Wie der „Colonna-Effekt“ auf die korsische Politik im speziellen und die französische insgesamt aussehen wird, ist unklar. Bei Redaktionsschluss war noch offen, ob die Verhaftung einen Einfluss auf das gestrige Referendum über eine umstrittene Verwaltungsreform haben würde. Es war ebenfalls unklar, ob der Mordprozess gegen acht mutmaßliche Komplizen von Colonna nun unterbrochen oder völlig neu aufgerollt werden muss.
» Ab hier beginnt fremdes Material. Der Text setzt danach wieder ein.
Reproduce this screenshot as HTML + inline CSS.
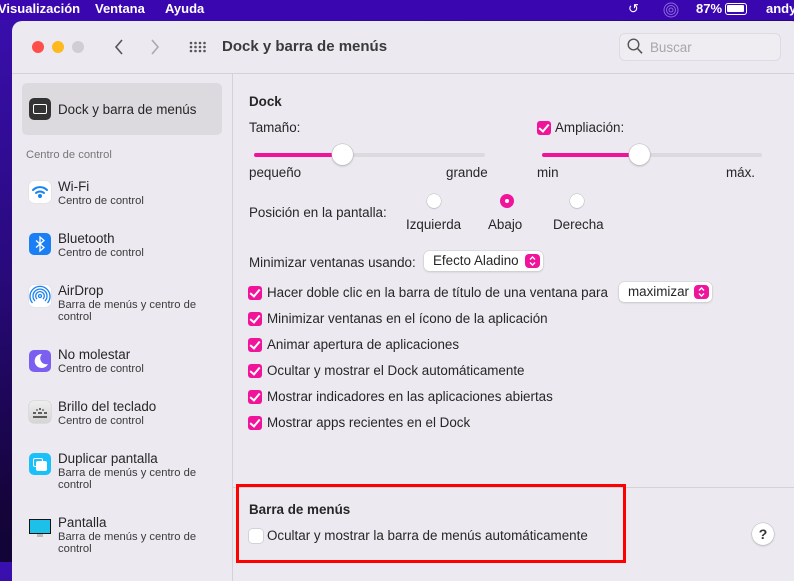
<!DOCTYPE html>
<html><head><meta charset="utf-8"><style>
*{margin:0;padding:0;box-sizing:border-box}
body{width:794px;height:562px;overflow:hidden;position:relative;font-family:"Liberation Sans",sans-serif;font-size:13.4px;color:#262626;background:linear-gradient(160deg,#3a0fb0 0%,#2a0a80 30%,#14043a 60%,#0a0220 100%)}
.a{position:absolute;white-space:nowrap}
.menubar{position:absolute;left:0;top:0;width:794px;height:20px;background:#3a06b0;color:#fff;font-size:13px;font-weight:bold}
.win{position:absolute;left:12px;top:21px;width:790px;height:560px;background:#ece9f0;border-radius:10px 10px 0 0;overflow:hidden}
.cb{position:absolute;width:14px;height:14px;border-radius:3px;background:#f0149a}
.cb::after{content:"";position:absolute;left:4px;top:1px;width:4px;height:8px;border:solid #fff;border-width:0 2px 2px 0;transform:rotate(40deg)}
.ic{position:absolute;left:17px;width:22px;height:22px;border-radius:5px}
.t1{position:absolute;left:46px;font-size:13.4px;color:#262626}
.t2{position:absolute;left:46px;font-size:11.2px;color:#3a3a3a;line-height:12px}
.pop{position:absolute;height:20px;background:#fff;border-radius:5px;box-shadow:0 0 0 .5px #ccc,0 1px 2px rgba(0,0,0,.15);padding:0 0 0 9px;line-height:20px}
.pop i{position:absolute;right:3px;top:3px;width:15px;height:14px;background:#f0149a;border-radius:4px}
.radio{position:absolute;width:14px;height:14px;border-radius:50%;background:#fff;box-shadow:0 0 0 .5px #bbb,0 1px 1px rgba(0,0,0,.15)}
</style></head><body>
<div class="menubar">
<span class="a" style="left:-2px;top:1px">Visualización</span>
<span class="a" style="left:95px;top:1px">Ventana</span>
<span class="a" style="left:165px;top:1px">Ayuda</span>
<span class="a" style="left:628px;top:1px;font-weight:normal">&#8634;</span>
<svg class="a" style="left:663px;top:2px" width="16" height="16" viewBox="0 0 16 16" fill="none" stroke="#8a6ad8" stroke-width="1"><circle cx="8" cy="8" r="2"/><circle cx="8" cy="8" r="4.5"/><circle cx="8" cy="8" r="7"/></svg>
<span class="a" style="left:696px;top:1px">87%</span>
<span class="a" style="left:725px;top:3px;width:22px;height:12px;border:1.5px solid #fff;border-radius:3px"><span style="position:absolute;left:1px;top:1px;width:17px;height:7px;background:#fff;border-radius:1px"></span></span>
<span class="a" style="left:766px;top:1px">andy</span>
</div>
<div class="win">
<div class="a" style="left:20px;top:20px;width:12px;height:12px;border-radius:50%;background:#fe4f4b"></div>
<div class="a" style="left:40px;top:20px;width:12px;height:12px;border-radius:50%;background:#fdb91e"></div>
<div class="a" style="left:60px;top:20px;width:12px;height:12px;border-radius:50%;background:#d0ced4"></div>
<svg class="a" style="left:102px;top:18px" width="10" height="16" viewBox="0 0 10 16"><path d="M8 1L2 8l6 7" fill="none" stroke="#555" stroke-width="1.6"/></svg>
<svg class="a" style="left:138px;top:18px" width="10" height="16" viewBox="0 0 10 16"><path d="M2 1l6 7-6 7" fill="none" stroke="#aaa" stroke-width="1.6"/></svg>
<svg class="a" style="left:177px;top:20px" width="18" height="12" viewBox="0 0 18 12" fill="#555"><circle cx="2" cy="2" r="1.3"/><circle cx="6.5" cy="2" r="1.3"/><circle cx="11" cy="2" r="1.3"/><circle cx="15.5" cy="2" r="1.3"/><circle cx="2" cy="6" r="1.3"/><circle cx="6.5" cy="6" r="1.3"/><circle cx="11" cy="6" r="1.3"/><circle cx="15.5" cy="6" r="1.3"/><circle cx="2" cy="10" r="1.3"/><circle cx="6.5" cy="10" r="1.3"/><circle cx="11" cy="10" r="1.3"/><circle cx="15.5" cy="10" r="1.3"/></svg>
<span class="a" style="left:210px;top:17px;font-size:15px;font-weight:bold;color:#3a3a3a">Dock y barra de menús</span>
<div class="a" style="left:607px;top:12px;width:162px;height:28px;border:1px solid #dedbe2;border-radius:6px;background:#efecf2"></div>
<svg class="a" style="left:615px;top:17px" width="16" height="17" viewBox="0 0 16 17"><circle cx="6.5" cy="6.5" r="5.3" fill="none" stroke="#555" stroke-width="1.4"/><path d="M10.5 10.5l4.5 4.8" stroke="#555" stroke-width="1.6"/></svg>
<span class="a" style="left:638px;top:19px;color:#a8a6ab">Buscar</span>
<div class="a" style="left:0;top:52px;width:790px;height:1px;background:#d4d1d8"></div>
<div class="a" style="left:220px;top:53px;width:1px;height:510px;background:#d4d1d8"></div>
<div class="a" style="left:10px;top:62px;width:200px;height:52px;background:#dcdadf;border-radius:5px"></div>
<div class="ic" style="top:77px;background:#333;left:17px"><div style="position:absolute;left:4px;top:6px;width:14px;height:10px;border:1.5px solid #fff;border-radius:2px"></div></div>
<span class="t1" style="top:81px">Dock y barra de menús</span>
<span class="a" style="left:14px;top:128px;font-size:11.2px;color:#777">Centro de control</span>

<div class="ic" style="top:160px;background:#fff;box-shadow:0 0 0 .5px #ddd"><svg width="22" height="22" viewBox="0 0 22 22" fill="none" stroke="#1a82f0" stroke-width="2" stroke-linecap="round"><path d="M4 9a10 10 0 0 1 14 0"/><path d="M7 12a6 6 0 0 1 8 0"/><circle cx="11" cy="15" r="1" fill="#1a82f0"/></svg></div>
<span class="t1" style="top:158px">Wi-Fi</span><span class="t2" style="top:174px">Centro de control</span>

<div class="ic" style="top:212px;background:#1a7ff5"><svg width="22" height="22" viewBox="0 0 22 22" fill="none" stroke="#fff" stroke-width="1.3"><path d="M7 7.5l8 7-4 3.5V4l4 3.5-8 7"/></svg></div>
<span class="t1" style="top:210px">Bluetooth</span><span class="t2" style="top:226px">Centro de control</span>

<div class="ic" style="top:264px;background:#fff;box-shadow:0 0 0 .5px #ddd"><svg width="22" height="22" viewBox="0 0 22 22" fill="none" stroke="#1a82f0" stroke-width="1.3"><path d="M6 16a7 7 0 1 1 10 0"/><path d="M8 14a4.3 4.3 0 1 1 6 0"/><circle cx="11" cy="11" r="1.5"/><path d="M3.5 18a10 10 0 1 1 15 0"/></svg></div>
<span class="t1" style="top:262px">AirDrop</span><span class="t2" style="top:278px">Barra de menús y centro de<br>control</span>

<div class="ic" style="top:329px;background:#7a5ff0"><svg width="22" height="22" viewBox="0 0 22 22"><path d="M13 4a7 7 0 1 0 6 10 6 6 0 0 1-6-10z" fill="#fff"/></svg></div>
<span class="t1" style="top:326px">No molestar</span><span class="t2" style="top:342px">Centro de control</span>

<div class="ic" style="top:380px;background:linear-gradient(#eee,#d5d5d5);box-shadow:0 0 0 .5px #ccc"><svg width="22" height="22" viewBox="0 0 22 22" stroke="#333" stroke-width="1.4"><path d="M4 12h3M9 12h4M15 12h3M11 7v2M7.5 8.5l1 1M14.5 8.5l-1 1M4 16h14"/></svg></div>
<span class="t1" style="top:378px">Brillo del teclado</span><span class="t2" style="top:394px">Centro de control</span>

<div class="ic" style="top:432px;background:#1ac0fa"><div style="position:absolute;left:4px;top:5px;width:10px;height:9px;border:1.5px solid #fff;border-radius:2px"></div><div style="position:absolute;left:7px;top:8px;width:11px;height:10px;background:#fff;border-radius:2px"></div></div>
<span class="t1" style="top:430px">Duplicar pantalla</span><span class="t2" style="top:446px">Barra de menús y centro de<br>control</span>

<div class="a" style="left:17px;top:498px;width:22px;height:15px;background:#1cc0e8;border:1.5px solid #111"></div>
<div class="a" style="left:25px;top:513px;width:6px;height:3px;background:#bbb"></div>
<span class="t1" style="top:494px">Pantalla</span><span class="t2" style="top:510px">Barra de menús y centro de<br>control</span>

<span class="a" style="left:237px;top:73px;font-weight:bold">Dock</span>
<span class="a" style="left:237px;top:99px">Tamaño:</span>
<div class="a" style="left:242px;top:132px;width:231px;height:4px;background:#dcd9df;border-radius:2px"></div>
<div class="a" style="left:242px;top:132px;width:90px;height:4px;background:#f0149a;border-radius:2px"></div>
<div class="a" style="left:320px;top:123px;width:21px;height:21px;border-radius:50%;background:#fff;box-shadow:0 0 0 .5px #bbb,0 1px 2px rgba(0,0,0,.25)"></div>
<span class="a" style="left:237px;top:144px">pequeño</span>
<span class="a" style="left:434px;top:144px">grande</span>

<div class="cb" style="left:525px;top:100px"></div>
<span class="a" style="left:543px;top:99px">Ampliación:</span>
<div class="a" style="left:530px;top:132px;width:220px;height:4px;background:#dcd9df;border-radius:2px"></div>
<div class="a" style="left:530px;top:132px;width:97px;height:4px;background:#f0149a;border-radius:2px"></div>
<div class="a" style="left:617px;top:123px;width:21px;height:21px;border-radius:50%;background:#fff;box-shadow:0 0 0 .5px #bbb,0 1px 2px rgba(0,0,0,.25)"></div>
<span class="a" style="left:525px;top:144px">min</span>
<span class="a" style="left:714px;top:144px">máx.</span>

<span class="a" style="left:237px;top:184px">Posición en la pantalla:</span>
<div class="radio" style="left:415px;top:173px"></div>
<div class="radio" style="left:488px;top:173px;background:#f0149a;box-shadow:none"><div style="position:absolute;left:5px;top:5px;width:4px;height:4px;border-radius:50%;background:#fff"></div></div>
<div class="radio" style="left:558px;top:173px"></div>
<span class="a" style="left:394px;top:196px">Izquierda</span>
<span class="a" style="left:476px;top:196px">Abajo</span>
<span class="a" style="left:541px;top:196px">Derecha</span>

<span class="a" style="left:237px;top:234px">Minimizar ventanas usando:</span>
<div class="pop" style="left:412px;top:230px;width:119px">Efecto Aladino<i><svg width="15" height="14" viewBox="0 0 15 14" fill="none" stroke="#fff" stroke-width="1.4"><path d="M5 5.5l2.5-2.5 2.5 2.5M5 8.5l2.5 2.5 2.5-2.5"/></svg></i></div>

<div class="cb" style="left:236px;top:265px"></div><span class="a" style="left:255px;top:264px">Hacer doble clic en la barra de título de una ventana para</span>
<div class="pop" style="left:607px;top:261px;width:93px">maximizar<i><svg width="15" height="14" viewBox="0 0 15 14" fill="none" stroke="#fff" stroke-width="1.4"><path d="M5 5.5l2.5-2.5 2.5 2.5M5 8.5l2.5 2.5 2.5-2.5"/></svg></i></div>
<div class="cb" style="left:236px;top:291px"></div><span class="a" style="left:255px;top:290px">Minimizar ventanas en el ícono de la aplicación</span>
<div class="cb" style="left:236px;top:317px"></div><span class="a" style="left:255px;top:316px">Animar apertura de aplicaciones</span>
<div class="cb" style="left:236px;top:343px"></div><span class="a" style="left:255px;top:342px">Ocultar y mostrar el Dock automáticamente</span>
<div class="cb" style="left:236px;top:369px"></div><span class="a" style="left:255px;top:368px">Mostrar indicadores en las aplicaciones abiertas</span>
<div class="cb" style="left:236px;top:395px"></div><span class="a" style="left:255px;top:394px">Mostrar apps recientes en el Dock</span>

<div class="a" style="left:221px;top:466px;width:570px;height:1px;background:#d4d1d8"></div>
<span class="a" style="left:237px;top:481px;font-weight:bold">Barra de menús</span>
<div class="a" style="left:237px;top:508px;width:14px;height:14px;border-radius:3px;background:#fff;box-shadow:0 0 0 .5px #bbb"></div>
<span class="a" style="left:255px;top:507px">Ocultar y mostrar la barra de menús automáticamente</span>
<div class="a" style="left:740px;top:502px;width:22px;height:22px;border-radius:50%;background:#fff;box-shadow:0 0 0 .5px #bbb,0 1px 2px rgba(0,0,0,.2);text-align:center;line-height:22px;font-weight:bold;font-size:14px;color:#333">?</div>
<div class="a" style="left:224px;top:463px;width:390px;height:79px;border:3px solid #f00"></div>
</div>
</body></html>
Im Übereifer seiner polizeilichen Erfolgsmeldung am Freitagabend „vergaß“ Innenminister Sarkozy die rechtsstaatlich übliche Unschuldsvermutung. Er nannte den bislang nicht verurteilten Colonnna den „Mörder von Präfekt Erginac“ und benutzte ihn zugleich als Trophäe. „Ich widme die Verhaftung Madame Erignac und den beiden Kindern“, sagte Sarkozy auf einer Veranstaltung und ließ sich bejubeln. Das Abtauchen des Hauptverdächtigen an dem Mord des wichtigsten Pariser Vertreters auf der Insel zeigt tatsächlich ein Versagen der französischen Polizei. Denn vieles deutete darauf hin, dass Colonna sich seit dem Mord am 6. Februar 1998 ununterbrochen auf Korsika aufhielt.
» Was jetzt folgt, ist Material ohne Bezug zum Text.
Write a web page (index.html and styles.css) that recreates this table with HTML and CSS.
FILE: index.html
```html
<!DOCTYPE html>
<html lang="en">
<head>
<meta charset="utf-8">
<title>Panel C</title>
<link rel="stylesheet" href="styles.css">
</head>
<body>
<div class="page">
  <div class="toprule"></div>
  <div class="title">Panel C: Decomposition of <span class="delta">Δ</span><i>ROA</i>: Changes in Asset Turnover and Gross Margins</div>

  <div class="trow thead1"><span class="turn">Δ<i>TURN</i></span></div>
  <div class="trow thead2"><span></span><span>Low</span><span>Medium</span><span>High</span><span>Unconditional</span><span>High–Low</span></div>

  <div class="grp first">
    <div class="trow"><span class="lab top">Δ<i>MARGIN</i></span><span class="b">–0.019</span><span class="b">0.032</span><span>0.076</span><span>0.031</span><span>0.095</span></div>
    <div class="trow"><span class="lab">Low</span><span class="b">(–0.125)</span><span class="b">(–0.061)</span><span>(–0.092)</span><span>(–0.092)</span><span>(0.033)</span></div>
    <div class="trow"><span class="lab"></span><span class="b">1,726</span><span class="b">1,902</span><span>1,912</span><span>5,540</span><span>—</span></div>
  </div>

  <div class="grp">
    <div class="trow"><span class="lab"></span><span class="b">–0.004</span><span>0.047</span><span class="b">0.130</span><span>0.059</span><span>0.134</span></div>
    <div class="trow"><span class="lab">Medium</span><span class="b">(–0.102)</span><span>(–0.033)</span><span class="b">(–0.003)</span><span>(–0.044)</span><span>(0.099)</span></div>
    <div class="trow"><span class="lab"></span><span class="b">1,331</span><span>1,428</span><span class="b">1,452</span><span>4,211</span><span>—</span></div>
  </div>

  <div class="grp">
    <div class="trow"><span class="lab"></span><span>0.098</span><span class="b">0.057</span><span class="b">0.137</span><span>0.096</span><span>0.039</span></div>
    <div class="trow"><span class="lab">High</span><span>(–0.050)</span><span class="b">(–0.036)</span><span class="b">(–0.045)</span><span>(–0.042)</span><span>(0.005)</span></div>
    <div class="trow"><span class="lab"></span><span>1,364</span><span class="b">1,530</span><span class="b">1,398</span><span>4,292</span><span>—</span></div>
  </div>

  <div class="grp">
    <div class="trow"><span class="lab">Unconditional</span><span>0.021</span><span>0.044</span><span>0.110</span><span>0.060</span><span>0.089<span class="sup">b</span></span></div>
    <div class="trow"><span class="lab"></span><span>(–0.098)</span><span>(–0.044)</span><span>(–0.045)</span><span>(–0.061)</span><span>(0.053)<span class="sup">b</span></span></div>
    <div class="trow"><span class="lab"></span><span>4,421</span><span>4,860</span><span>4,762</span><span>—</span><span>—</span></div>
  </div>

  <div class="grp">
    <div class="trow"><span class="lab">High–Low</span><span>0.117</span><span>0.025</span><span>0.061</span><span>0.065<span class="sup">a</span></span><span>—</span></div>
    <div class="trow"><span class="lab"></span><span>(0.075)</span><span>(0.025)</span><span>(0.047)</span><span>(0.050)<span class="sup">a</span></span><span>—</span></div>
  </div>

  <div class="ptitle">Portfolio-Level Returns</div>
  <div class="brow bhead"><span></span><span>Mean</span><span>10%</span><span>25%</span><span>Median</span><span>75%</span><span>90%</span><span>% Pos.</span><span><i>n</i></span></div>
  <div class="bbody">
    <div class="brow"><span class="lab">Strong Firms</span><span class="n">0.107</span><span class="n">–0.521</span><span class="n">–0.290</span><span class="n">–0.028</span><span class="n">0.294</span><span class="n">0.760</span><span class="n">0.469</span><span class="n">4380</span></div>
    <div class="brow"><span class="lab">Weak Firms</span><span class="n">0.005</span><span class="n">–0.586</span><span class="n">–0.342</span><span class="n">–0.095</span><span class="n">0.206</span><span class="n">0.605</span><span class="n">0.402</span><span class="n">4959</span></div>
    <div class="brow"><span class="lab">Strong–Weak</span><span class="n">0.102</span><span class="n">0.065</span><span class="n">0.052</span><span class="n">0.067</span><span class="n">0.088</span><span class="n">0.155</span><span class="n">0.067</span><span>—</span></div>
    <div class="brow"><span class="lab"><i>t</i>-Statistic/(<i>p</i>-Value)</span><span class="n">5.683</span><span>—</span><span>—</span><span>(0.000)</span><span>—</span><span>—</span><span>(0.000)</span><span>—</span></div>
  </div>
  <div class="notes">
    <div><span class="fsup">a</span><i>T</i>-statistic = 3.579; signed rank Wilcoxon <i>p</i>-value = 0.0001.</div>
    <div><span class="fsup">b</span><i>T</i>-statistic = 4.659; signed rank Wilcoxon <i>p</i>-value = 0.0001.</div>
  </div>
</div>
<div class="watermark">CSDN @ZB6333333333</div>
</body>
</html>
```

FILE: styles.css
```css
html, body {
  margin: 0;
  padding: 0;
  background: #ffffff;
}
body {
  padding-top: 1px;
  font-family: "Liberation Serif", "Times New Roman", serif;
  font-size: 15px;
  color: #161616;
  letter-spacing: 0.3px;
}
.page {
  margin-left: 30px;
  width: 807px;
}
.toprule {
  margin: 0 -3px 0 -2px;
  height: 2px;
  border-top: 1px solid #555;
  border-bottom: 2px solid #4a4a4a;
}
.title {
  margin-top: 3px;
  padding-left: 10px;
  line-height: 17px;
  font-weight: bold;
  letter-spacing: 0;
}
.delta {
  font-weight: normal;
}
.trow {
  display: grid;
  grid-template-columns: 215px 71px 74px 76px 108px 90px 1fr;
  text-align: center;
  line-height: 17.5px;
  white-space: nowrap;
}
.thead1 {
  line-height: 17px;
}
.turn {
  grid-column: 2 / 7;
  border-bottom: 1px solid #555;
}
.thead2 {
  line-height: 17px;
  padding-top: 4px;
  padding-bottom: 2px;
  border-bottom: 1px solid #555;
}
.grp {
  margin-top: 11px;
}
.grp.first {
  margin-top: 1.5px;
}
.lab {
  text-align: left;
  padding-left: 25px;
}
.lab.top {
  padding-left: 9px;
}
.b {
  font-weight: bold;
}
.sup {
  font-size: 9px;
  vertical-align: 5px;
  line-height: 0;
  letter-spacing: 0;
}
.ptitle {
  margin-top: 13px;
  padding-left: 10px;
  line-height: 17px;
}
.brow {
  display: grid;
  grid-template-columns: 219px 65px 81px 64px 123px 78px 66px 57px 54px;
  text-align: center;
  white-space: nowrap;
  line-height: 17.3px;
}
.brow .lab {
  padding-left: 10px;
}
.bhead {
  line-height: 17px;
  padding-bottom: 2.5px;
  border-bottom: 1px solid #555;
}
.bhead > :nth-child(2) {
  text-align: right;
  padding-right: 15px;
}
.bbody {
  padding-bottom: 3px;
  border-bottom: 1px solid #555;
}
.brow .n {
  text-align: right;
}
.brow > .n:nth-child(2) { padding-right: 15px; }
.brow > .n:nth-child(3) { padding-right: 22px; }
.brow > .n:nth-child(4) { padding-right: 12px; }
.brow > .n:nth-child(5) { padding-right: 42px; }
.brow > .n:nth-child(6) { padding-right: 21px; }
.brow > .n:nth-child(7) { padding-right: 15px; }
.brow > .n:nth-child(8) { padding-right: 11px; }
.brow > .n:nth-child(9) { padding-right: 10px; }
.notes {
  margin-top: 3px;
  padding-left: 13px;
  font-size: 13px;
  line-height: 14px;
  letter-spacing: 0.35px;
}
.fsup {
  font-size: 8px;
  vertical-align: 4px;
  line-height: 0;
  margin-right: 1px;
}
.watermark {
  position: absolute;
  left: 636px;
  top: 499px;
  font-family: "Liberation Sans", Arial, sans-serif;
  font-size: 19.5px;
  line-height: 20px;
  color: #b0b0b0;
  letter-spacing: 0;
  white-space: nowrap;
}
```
Die Verhaftung selbst freut in Frankreich fast alle – außer die korsischen Nationalisten, die sich gestern hinter Colonna stellten. Das zeitliche Zusammentreffen von Verhaftung und Referendum freilich gibt Sarkozy-Kritikern zu denken. Sie stellen fest, dass der Innenminister binnen Tagen mehrere spektakuläre Polizeiaktionen organisiert hat, die politisch nützlich sind: Eine inzwischen von der französischen Justiz kritisierte Großrazzia gegen die Spitzen der iranischen Oppositionsbewegung „Volksmudschaheddin“ – just zu einem Zeitpunkt, da die Beziehungen zu Teheran auftauten. Die Verhaftung des Bauerngewerkschafters José Bové durch Spezialeinheiten der Polizei – wenige Tage vor der Reform der europäischen Landwirtschaftspolitik. Und schließlich die Verhaftung von Colonna.